The pace of change, politically and practically is simply too slow for the pace of crisis.
The Human Cost
Maria, a single mother in the Bronx, knows math all too well.
“I work full-time,” she says. “Still, half my pay goes to rent. I feel stuck.”
Across the city, stories like hers echo. A young couple in Manhattan gave up on buying after realizing even the smallest apartment was out of reach. For them, staying in New York has become a luxury.
The housing issue isn’t abstract, it’s daily life. It shapes whether kids have room to study, whether workers can rest, and whether families can dream.
The Bigger Picture: New York as America in Miniature
What’s happening here mirrors a national trend. Across the U.S., cities like San Francisco, Austin, and Boston are seeing similar shortages, not enough homes for growing populations.

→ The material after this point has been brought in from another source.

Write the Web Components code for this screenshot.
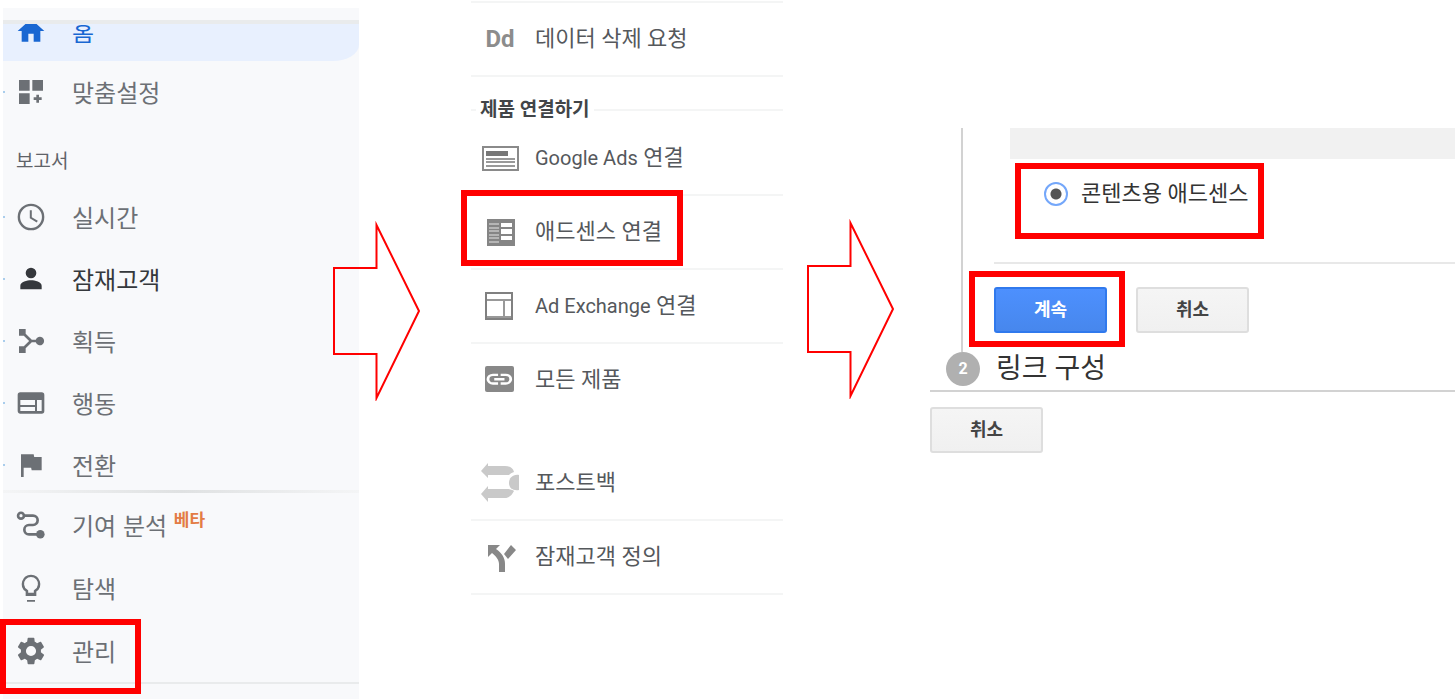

New York’s crisis reveals what happens when growth outpaces planning, and when politics move slower than pressure.
As one urban policy researcher, Dr. Helen Zhou, puts it:
“If housing production stays too low and costs too high, New York will slowly lose its ‘city of opportunity’ label.”
Her warning hits close to home, because when New York struggles, it often signals what’s next for the rest of the country.
Can It Be Fixed Before It Breaks?
The good news: yes, but it takes courage and speed.
Experts agree on a few key steps:
- Build more housing, fast, especially for middle- and low-income families.
- Protect affordability so new homes don’t only serve the wealthy.
- Encourage mobility to help families move as needs change.
- Plan for fairness so every borough shares in growth and opportunity.
The challenge is less about ideas and more about action. Politics, zoning fights, and neighborhood resistance often stall progress. But delay now means a deeper crisis later.
My Opinion:
New York stands at a turning point. Housing is more than shelter, it’s the backbone of opportunity.
If the city wants to stay vibrant, inclusive, and alive, it must tackle the housing gap head-on. Every month of delay adds cost and pain that ripple through homes, businesses, and streets.
The question isn’t whether the city can fix it. It’s whether it will, before the cost of waiting becomes too high.